Ten days later, on the Grand Final public holiday, 20 Covid-safe holes had been built on nature strips around Preston and Thornbury. Families used whatever they had on hand: PVC pipes, terracotta roof tiles, pot plants, lengths of timber, astroturf and plywood. Some kids painted signage.

“It filled in so much time beforehand – it was kick-arse,” Hillman says.

The 9th hole, Bracken Birdie, featured a halfpipe-style ramp to launch balls onto a park bench, roll along its length and down a pipe at the other end. The 14th hole, Holey Cow, had kids hitting their balls into the mouth of a papier-mache cow, and watching them roll out its backside. Other holes had punny names mainly for parental amusement, including Who’s Your Caddy?, I Like Big Putts and Bogie Nights.

On the day parents handed out scorecards, and a dedicated QR code linked to an online map showing the location of every hole in the inaugural “Royal Prestbury Cup”. Players were encouraged to donate a gold coin for the Royal Children’s Hospital, which came to “just shy” of $1000 all said and done.

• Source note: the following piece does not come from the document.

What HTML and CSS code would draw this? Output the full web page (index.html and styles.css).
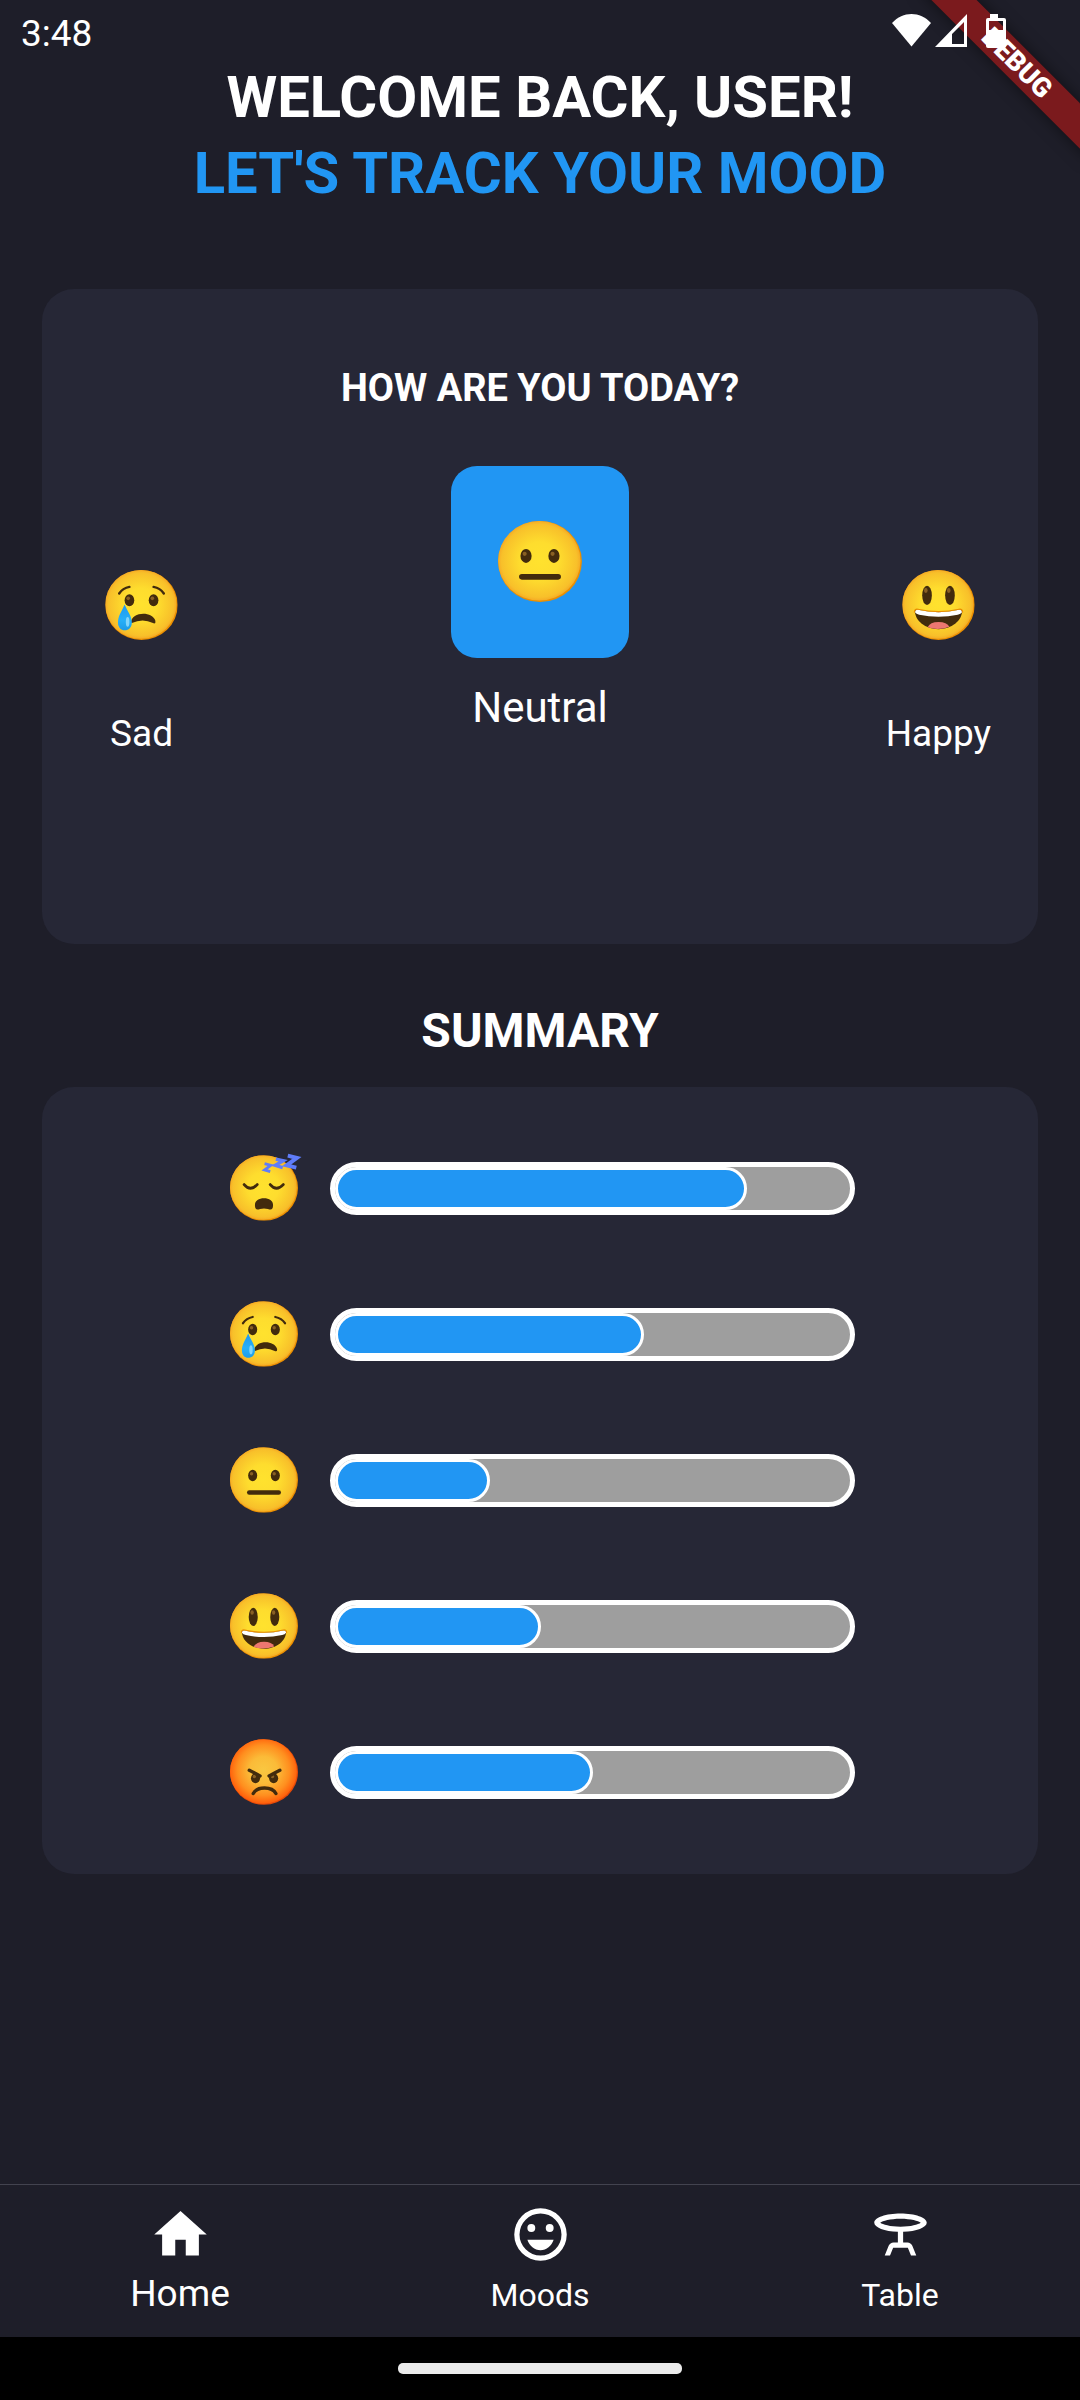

Play carried over to Saturday and Sunday, as families weren’t in a hurry to dismantle their holes. The event was such a success, there’s talk of making it an annual thing – and maybe even timing it just before hard rubbish collection, making the holes easier to clean away.

Hillman reckons more people and community organisations should give it a crack, too, whether to raise money or just entertain local kids.

“It really does give you a sense of purpose; something to do,” he says. “Hopefully some people will read this and go, ‘Yeah, I can do that.’ Because it was really easy to pull together.”